Com uma palavra original - “Vesperata” - usada exclusivamente para essa tradição musical exclusivamente diamantinense, fica claro que essa tradição musical é uma parte importante da identidade de Diamantina. A Vesperata não só desempenhou um papel significativo na inscrição de Diamantina como Patrimônio Mundial da UNESCO,  mas teve também um impacto social, unindo os diamantinenses e contribuindo com o turismo.  

 

La Mezza Notte 

Como o Wander é coautor do Livro La Mezza Notte – O Lugar Social do Músico Diamantinense e as Origens da Vesperata, fiquei curiosa para saber mais sobre a peça original La Mezza Notte e se ela ainda era executada. Segundo Wander, essa peça foi tocada pela última vez em 2003 e, infelizmente, não há nenhuma gravação.
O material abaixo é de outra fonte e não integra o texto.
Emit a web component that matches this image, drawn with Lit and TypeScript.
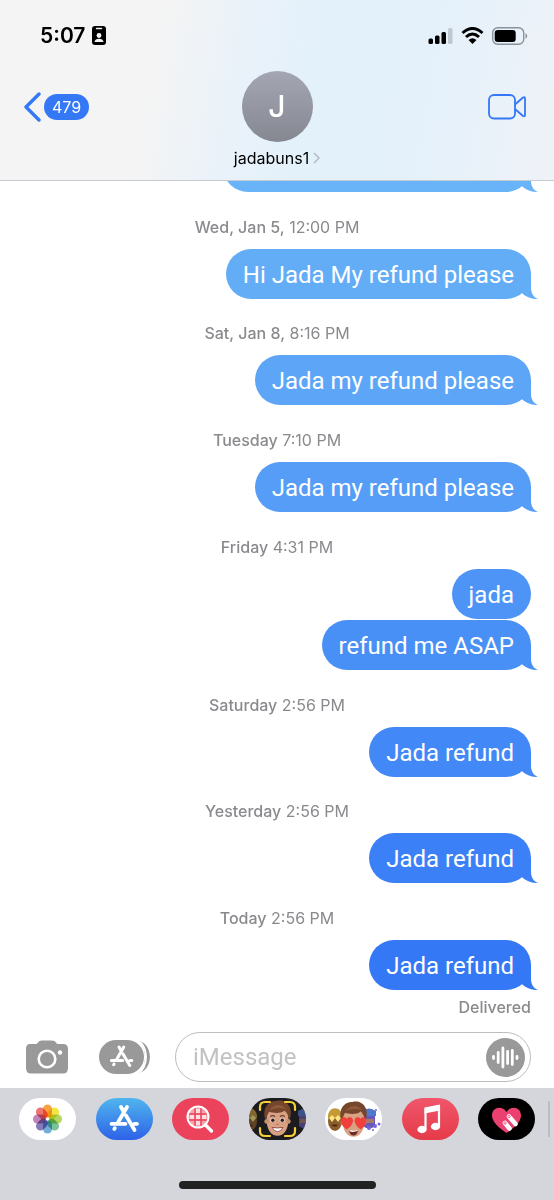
import { LitElement, html, css, svg } from "lit";
import { customElement, property } from "lit/decorators.js";
import { styleMap } from "lit/directives/style-map.js";

interface Message {
  text: string;
  tint: string;
  tail: boolean;
}

interface Group {
  day: string;
  time: string;
  messages: Message[];
}

const groups: Group[] = [
  { day: "Wed, Jan 5,", time: "12:00 PM", messages: [{ text: "Hi Jada My refund please", tint: "#63adf7", tail: true }] },
  { day: "Sat, Jan 8,", time: "8:16 PM", messages: [{ text: "Jada my refund please", tint: "#5ca5f7", tail: true }] },
  { day: "Tuesday", time: "7:10 PM", messages: [{ text: "Jada my refund please", tint: "#559df7", tail: true }] },
  {
    day: "Friday",
    time: "4:31 PM",
    messages: [
      { text: "jada", tint: "#4d94f6", tail: false },
      { text: "refund me ASAP", tint: "#4990f6", tail: true },
    ],
  },
  { day: "Saturday", time: "2:56 PM", messages: [{ text: "Jada refund", tint: "#4288f6", tail: true }] },
  { day: "Yesterday", time: "2:56 PM", messages: [{ text: "Jada refund", tint: "#3b80f6", tail: true }] },
  { day: "Today", time: "2:56 PM", messages: [{ text: "Jada refund", tint: "#3478f6", tail: true }] },
];

@customElement("chat-bubble")
export class ChatBubble extends LitElement {
  @property() text = "";
  @property() tint = "#3478f6";
  @property({ type: Boolean }) tail = false;

  static styles = css`
    :host {
      display: block;
    }
    .bubble {
      position: relative;
      box-sizing: border-box;
      min-width: 50px;
      min-height: 50px;
      padding: 11px 17px 9px;
      border-radius: 25px;
      color: #fff;
      font-family: Roboto, "Liberation Sans", sans-serif;
      font-size: 24px;
      line-height: 30px;
    }
    .tail {
      position: absolute;
      right: -8px;
      bottom: 0;
      width: 20px;
      height: 25px;
    }
  `;

  render() {
    return html`<div class="bubble" style=${styleMap({ background: this.tint })}>
      ${this.text}
      ${this.tail
        ? html`<svg class="tail" viewBox="0 0 20 25" aria-hidden="true">
            <path fill=${this.tint} d="M12 0V14C12 19 14.500 23.500 19 25C13 25.300 7 23 3 19.200L4 0Z" />
          </svg>`
        : ""}
    </div>`;
  }
}

const storeGlyph = svg`
  <path d="M12.500 4.500L15.300 9.500M18.500 4.500L9.500 20M17.500 13L26 27.500M3 21.300H17M26 21.300H28.500M5.800 26.500L6.300 25.700"
    fill="none" stroke="#fff" stroke-linecap="round" stroke-width="3.800" />`;

const face = svg`
  <path d="M-9 -3C-10 9 -5 14 0 14S10 9 9 -3C8 -10 -8 -10 -9 -3Z" fill="#d9a183" />
  <circle cx="-9" cy="2" r="2" fill="#cc8e6f" /><circle cx="9" cy="2" r="2" fill="#cc8e6f" />
  <path d="M-10 1C-13 -9 -8 -15 -1 -15C7 -17 14 -10 10 1C9 -3 8 -5 6 -7C2 -4 -4 -5 -7 -6C-8 -4 -9 -2 -10 1Z" fill="#75462b" />
  <path d="M-7 -7C-3 -13 4 -13 7 -8C2 -10 -3 -9 -7 -7Z" fill="#8d5938" />`;

const yellowFriend = svg`
  <ellipse cx="10" cy="23" rx="7" ry="10" fill="#8a5d2b" />
  <path d="M3 20C2 7 18 7 17 20Z" fill="#c49a37" />
  <path d="M4 20L7 17L10 20L7 24ZM10 20L13 17L16 20L13 24Z" fill="#ffe681" />
  <path d="M6 27Q10 30 13 27Q10 26 6 27Z" fill="#4a2514" />`;

const purpleFriend = svg`
  <path d="M38 14Q45 9 50 14V28Q44 33 38 28Z" fill="#6858b9" />
  <path d="M37 13Q44 8 51 13V18H37Z" fill="#5277cf" />
  <rect x="39" y="21" width="10" height="4" fill="#a57b68" />`;

const photosIcon = () => {
  const petals = ["#f6921e", "#f4df22", "#a8cf45", "#5fb887", "#5a9fd4", "#7165ad", "#b671ad", "#ed5b56"];
  return svg`<rect width="57" height="42" rx="21" fill="#fff" />
    ${petals.map(
      (fill, i) =>
        svg`<rect class="petal" x="24" y="6.500" width="9" height="13" rx="4.500" fill=${fill} transform="rotate(${i * 45} 28.500 21)" />`,
    )}`;
};

const trayApps = [
  { name: "Photos", art: photosIcon() },
  {
    name: "App Store",
    art: svg`<defs><linearGradient id="store" x2="0" y2="1"><stop stop-color="#50b5ee" /><stop offset="1" stop-color="#2d62e8" /></linearGradient></defs>
      <rect width="57" height="42" rx="21" fill="url(#store)" />
      <g transform="translate(12.500 4.500)">${storeGlyph}</g>`,
  },
  {
    name: "Images",
    art: svg`<rect width="57" height="42" rx="21" fill="#ea435b" />
      <circle cx="26" cy="19" r="10" fill="#f7a2ac" />
      <path d="M16 16H36M16 22H36M23 9V29M29 9V29" stroke="#ea435b" stroke-width="1.400" />
      <path d="M24 17h4v4h-4zM18 17h4v4h-4zM24 11h4v4h-4zM30 17h4v4h-4zM24 23h4v4h-4z" fill="#fff" opacity=".65" />
      <circle cx="26" cy="19" r="10.500" fill="none" stroke="#fff" stroke-width="2" />
      <path d="M33.500 27L39.500 33" stroke="#fff" stroke-width="3.400" stroke-linecap="round" />`,
  },
  {
    name: "Memoji",
    art: svg`<defs><clipPath id="pill"><rect width="57" height="42" rx="21" /></clipPath></defs>
      <g clip-path="url(#pill)">
        <rect width="57" height="42" fill="#1c1c1e" />
        <g opacity=".6"><g transform="translate(-9 0)">${yellowFriend}</g><g transform="translate(12 0)">${purpleFriend}</g></g>
        <g transform="translate(28.500 21) scale(1.200)">${face}
          <ellipse cx="-4" cy="1" rx="2" ry="1.600" fill="#fff" /><ellipse cx="4" cy="1" rx="2" ry="1.600" fill="#fff" />
          <circle cx="-3.900" cy="1.100" r="1.500" fill="#2e1d16" /><circle cx="4" cy="1.100" r="1.500" fill="#2e1d16" />
          <path d="M-6 -2Q-4 -3.500 -2 -2M2 -2Q4 -3.500 6 -2" fill="none" stroke="#68402c" />
          <path d="M-4.500 7Q0 8 4.500 7Q3 10.500 0 10.500T-4.500 7Z" fill="#fff" stroke="#8a3c32" stroke-width=".7" />
          <path d="M-1 4.500H1" stroke="#b97759" />
        </g>
        <path d="M11 12V9Q11 4 16 4H21M36 4H41Q46 4 46 9V12M11 30V33Q11 38 16 38H21M36 38H41Q46 38 46 33V30" fill="none" stroke="#f6ce36" stroke-width="2.200" stroke-linecap="round" />
      </g>`,
  },
  {
    name: "Memoji stickers",
    art: svg`<rect width="57" height="42" rx="21" fill="#fff" />
      ${yellowFriend}${purpleFriend}
      <g fill="#7466dd"><circle cx="51" cy="12" r="1" /><circle cx="50" cy="28" r="2" /><circle cx="54" cy="26" r="1.500" /><circle cx="44" cy="30" r="2" /><circle cx="48" cy="32" r="1" /></g>
      <g transform="translate(28.500 22) scale(1.200)">${face}
        <path d="M-5.500 8C-15 1 -9 -5 -5.500 -1C-2 -5 4 1 -5.500 8Z" fill="#f13f3b" />
        <path d="M6 8C-3 1 2 -5 6 -1C9 -5 15 1 6 8Z" fill="#f13f3b" />
        <path d="M-3.500 9Q0 10 4 8Q3 13 0 13T-3.500 9Z" fill="#6c2925" /><path d="M-3 9Q0 10 3.500 8.500" stroke="#fff" fill="none" />
      </g>`,
  },
  {
    name: "Music",
    art: svg`<defs><linearGradient id="music" x2="0" y2="1"><stop stop-color="#f0566b" /><stop offset="1" stop-color="#e53b49" /></linearGradient></defs>
      <rect width="57" height="42" rx="21" fill="url(#music)" />
      <path d="M23.500 31V11L37 8V28" fill="none" stroke="#fff" stroke-width="2.200" stroke-linejoin="round" />
      <path d="M22.500 9.500L38 6.500V12.500L22.500 15.500Z" fill="#fff" />
      <ellipse cx="20" cy="31.500" rx="4.600" ry="3.700" fill="#fff" /><ellipse cx="33.500" cy="28.500" rx="4.600" ry="3.700" fill="#fff" />`,
  },
  {
    name: "Digital Touch",
    art: svg`<rect width="57" height="42" rx="21" fill="#000" />
      <path d="M28.500 35C21 30 14 24 14 17.500C14 9 24 7 28.500 14C33 7 43 9 43 17.500C43 24 36 30 28.500 35Z" fill="#ec4071" />
      <path d="M31 18.500L37.500 26M27 25L31.500 30.500" stroke="#fff" stroke-width="4.600" stroke-linecap="round" />
      <circle cx="31" cy="18.500" r="1.200" fill="none" stroke="#ec4071" stroke-width=".8" /><circle cx="27" cy="25" r="1.200" fill="none" stroke="#ec4071" stroke-width=".8" />`,
  },
];

@customElement("app-root")
export class AppRoot extends LitElement {
  static styles = css`
    :host {
      display: flex;
      flex-direction: column;
      min-height: 100vh;
      background: #fff;
      color: #000;
      font-family: Inter, "Liberation Sans", sans-serif;
    }
    svg {
      display: block;
    }
    button {
      display: block;
      padding: 0;
      border: 0;
      background: none;
      font: inherit;
      color: inherit;
    }
    .header {
      border-bottom: 1px solid #c6cbd1;
      background: linear-gradient(100deg, #f4f4f4 0, #f4f4f4 28%, #eaf2f9 42%, #e3f1fb 56%, #e4f1fb 75%, #eff2f7 100%);
    }
    .status {
      display: flex;
      align-items: center;
      justify-content: space-between;
      height: 71px;
      padding: 0 26px 0 40px;
      box-sizing: border-box;
    }
    .clock,
    .signals {
      display: flex;
      align-items: center;
    }
    .clock {
      gap: 7px;
      font-size: 21px;
      font-weight: 600;
    }
    .signals {
      gap: 8px;
    }
    .nav {
      display: grid;
      grid-template-columns: 1fr auto 1fr;
      padding: 0 24px 12px;
    }
    .back,
    .video {
      height: 71px;
    }
    .back {
      display: flex;
      align-items: center;
      gap: 3px;
      justify-self: start;
    }
    .count {
      padding: 0 8px;
      border-radius: 13px;
      background: #3478f6;
      color: #fff;
      font-size: 16px;
      line-height: 26px;
    }
    .video {
      justify-self: end;
      margin-right: 4px;
    }
    .contact {
      display: flex;
      flex-direction: column;
      align-items: center;
      gap: 6px;
    }
    .avatar {
      width: 71px;
      border-radius: 50%;
      background: linear-gradient(#a4a7b3, #858791);
      color: #fff;
      font-size: 30px;
      font-weight: 500;
      line-height: 71px;
      text-align: center;
    }
    .name {
      display: flex;
      align-items: center;
      gap: 4px;
      font-size: 16px;
      line-height: 20px;
    }
    .thread {
      display: flex;
      flex: 1;
      flex-direction: column;
      justify-content: space-between;
      overflow: hidden;
      padding: 0 23px;
    }
    .earlier {
      align-self: flex-end;
      width: 308px;
      margin-top: -39px;
    }
    .group {
      display: flex;
      flex-direction: column;
      align-items: flex-end;
      gap: 1px;
    }
    .stamp {
      align-self: center;
      margin-bottom: 12px;
      color: #8a8a8e;
      font-size: 16px;
      line-height: 18px;
    }
    .day {
      font-weight: 500;
    }
    .receipt {
      margin-top: 7px;
      color: #8a8a8e;
      font-size: 16px;
      font-weight: 500;
      line-height: 18px;
    }
    .composer {
      display: flex;
      align-items: center;
      padding: 16px 23px 6px 25px;
    }
    .apps {
      margin: 0 24px 0 29px;
    }
    .field {
      display: flex;
      flex: 1;
      align-items: center;
      box-sizing: border-box;
      min-width: 0;
      height: 50px;
      padding: 0 5px 0 17px;
      border: 1px solid #bdbdc0;
      border-radius: 25px;
    }
    .entry {
      flex: 1;
      min-width: 0;
      padding: 0;
      border: 0;
      outline: 0;
      background: none;
      font-family: Roboto, "Liberation Sans", sans-serif;
      font-size: 24px;
    }
    .entry::placeholder {
      color: #c2c2c5;
      opacity: 1;
    }
    .tray {
      height: 112px;
      box-sizing: border-box;
      display: flex;
      flex-direction: column;
      align-items: center;
      justify-content: space-between;
      padding: 10px 0 11px;
      background: #d4d6dc;
    }
    .strip {
      display: flex;
      align-items: center;
      align-self: stretch;
      gap: 13px;
      padding: 0 4px 0 19px;
    }
    .icons {
      display: flex;
      flex: 1;
      justify-content: space-between;
    }
    .divider {
      width: 2px;
      height: 36px;
      background: #bcbec4;
    }
    .petal {
      mix-blend-mode: multiply;
      opacity: 0.85;
    }
    .home {
      width: 197px;
      height: 8px;
      border-radius: 4px;
      background: #222;
    }
  `;

  private renderStatus() {
    return html`<div class="status">
      <div class="clock">
        <span>5:07</span>
        <svg width="14" height="19" viewBox="0 0 14 19" aria-hidden="true">
          <rect width="14" height="19" rx="3" />
          <path d="M4.500 2.500H9.500" stroke="#f4f4f4" stroke-width="1.400" stroke-linecap="round" />
          <circle cx="7" cy="9.500" r="2.400" fill="#f4f4f4" />
          <path d="M2.500 16C2.500 11.500 11.500 11.500 11.500 16Z" fill="#f4f4f4" />
        </svg>
      </div>
      <div class="signals">
        <svg width="25" height="17" viewBox="0 0 25 17" aria-hidden="true">
          <rect x=".5" y="11.500" width="4.500" height="5.500" rx="1.500" />
          <rect x="7" y="8.500" width="4.500" height="8.500" rx="1.500" />
          <rect x="13.500" y="5" width="4.500" height="12" rx="1.500" />
          <rect x="20" y="1" width="4.500" height="16" rx="1.500" fill="#bfc8d0" />
        </svg>
        <svg width="23" height="17" viewBox="0 0 23 17" aria-hidden="true">
          <path d="M1.500 6Q11.500 -3 21.500 6M5 10Q11.500 4 18 10" fill="none" stroke="#000" stroke-width="3" />
          <path d="M7.500 13Q11.500 9.500 15.500 13L11.500 17Z" />
        </svg>
        <svg width="36" height="18" viewBox="0 0 36 18" aria-hidden="true">
          <rect x=".7" y=".7" width="31" height="16.600" rx="5" fill="none" stroke="#8b9297" stroke-width="1.400" />
          <rect x="2.700" y="3" width="21" height="12" rx="3" />
          <path d="M33.500 6Q37 9 33.500 12Z" fill="#8b9297" />
        </svg>
      </div>
    </div>`;
  }

  render() {
    return html`
      <header class="header">
        ${this.renderStatus()}
        <div class="nav">
          <button class="back" aria-label="Back, 479 unread">
            <svg width="17" height="30" viewBox="0 0 17 30">
              <path d="M15 2L2 15L15 28" fill="none" stroke="#3478f6" stroke-width="3.400" stroke-linecap="round" stroke-linejoin="round" />
            </svg>
            <span class="count">479</span>
          </button>
          <div class="contact">
            <div class="avatar">J</div>
            <button class="name">
              jadabuns1
              <svg width="7" height="12" viewBox="0 0 7 12"><path d="M1 1L6 6L1 11" fill="none" stroke="#b4bac1" stroke-width="1.500" /></svg>
            </button>
          </div>
          <button class="video" aria-label="Video call">
            <svg width="38" height="26" viewBox="0 0 38 26" fill="none" stroke="#3478f6" stroke-width="1.800" stroke-linejoin="round">
              <rect x="1" y="1" width="26" height="23.500" rx="5" />
              <path d="M27 10.500L35 3.500Q37 2.500 37 4.500V21Q37 23 35 22L27 15" />
            </svg>
          </button>
        </div>
      </header>

      <main class="thread">
        <chat-bubble class="earlier" tint="#69b4f8" tail></chat-bubble>
        ${groups.map(
          (group, i) => html`<section class="group">
            <div class="stamp"><span class="day">${group.day}</span> ${group.time}</div>
            ${group.messages.map((m) => html`<chat-bubble .text=${m.text} .tint=${m.tint} .tail=${m.tail}></chat-bubble>`)}
            ${i === groups.length - 1 ? html`<div class="receipt">Delivered</div>` : ""}
          </section>`,
        )}
      </main>

      <form class="composer" @submit=${(e: Event) => e.preventDefault()}>
        <button type="button" aria-label="Camera">
          <svg width="44" height="34" viewBox="0 0 44 34">
            <path d="M5 4H11C13 4 13 0.500 17 0.500H27C31 0.500 31 4 33 4H38Q43 4 43 9V28Q43 33.500 38 33.500H6Q1 33.500 1 28V9Q1 4 5 4Z" fill="#999" />
            <circle cx="22" cy="19" r="8.300" fill="none" stroke="#fff" stroke-width="2.600" />
            <circle cx="35" cy="12.500" r="2.200" fill="#fff" />
          </svg>
        </button>
        <button class="apps" type="button" aria-label="Apps">
          <svg width="53" height="34" viewBox="0 0 53 34">
            <rect x="1" width="45" height="34" rx="17" fill="#999" />
            <path d="M41 1C55 4 56 29 41 33C49 26 49 8 41 1Z" fill="#999" />
            <path d="M39 0C51 6 51 28 39 34" fill="none" stroke="#fff" stroke-width="2" />
            <g transform="translate(11 3.500) scale(.8)">${storeGlyph}</g>
          </svg>
        </button>
        <div class="field">
          <input class="entry" type="text" placeholder="iMessage" aria-label="iMessage" />
          <button type="button" aria-label="Record audio">
            <svg width="39" height="39" viewBox="0 0 39 39">
              <circle cx="19.500" cy="19.500" r="19.500" fill="#999" />
              <path d="M7.500 18.500V20.500M12.200 14.500V24.500M16.900 10V29M21.600 13.500V25.500M26.300 12.500V26.500M31 18.500V20.500" stroke="#fff" stroke-width="2.800" stroke-linecap="round" />
            </svg>
          </button>
        </div>
      </form>

      <footer class="tray">
        <div class="strip">
          <nav class="icons" aria-label="iMessage apps">
            ${trayApps.map(
              (app) => html`<button aria-label=${app.name}><svg width="57" height="42" viewBox="0 0 57 42">${app.art}</svg></button>`,
            )}
          </nav>
          <div class="divider"></div>
        </div>
        <div class="home"></div>
      </footer>
    `;
  }
}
Embora ele já tenha aos organizadores da Vesperata que essa música volte a ser executada, inevitavelmente o programa fica por conta da decisão do comitê organizador e o foco tem sido em peças mais "populares", que atrairiam um público maior. 

 

Pois bem, como musicista ainda nova na Vesperata, eu gostaria de fazer um pedido pessoal aos organizadores, pois tenho certeza que seria interessante para muitos de nós ouvirmos essa peça que estabeleceu a estrutura da Vesperata! Nesse encontro, falamos sobre possibilidades para fazermos essa solicitação. Espero que esse resgate aconteça em um futuro próximo!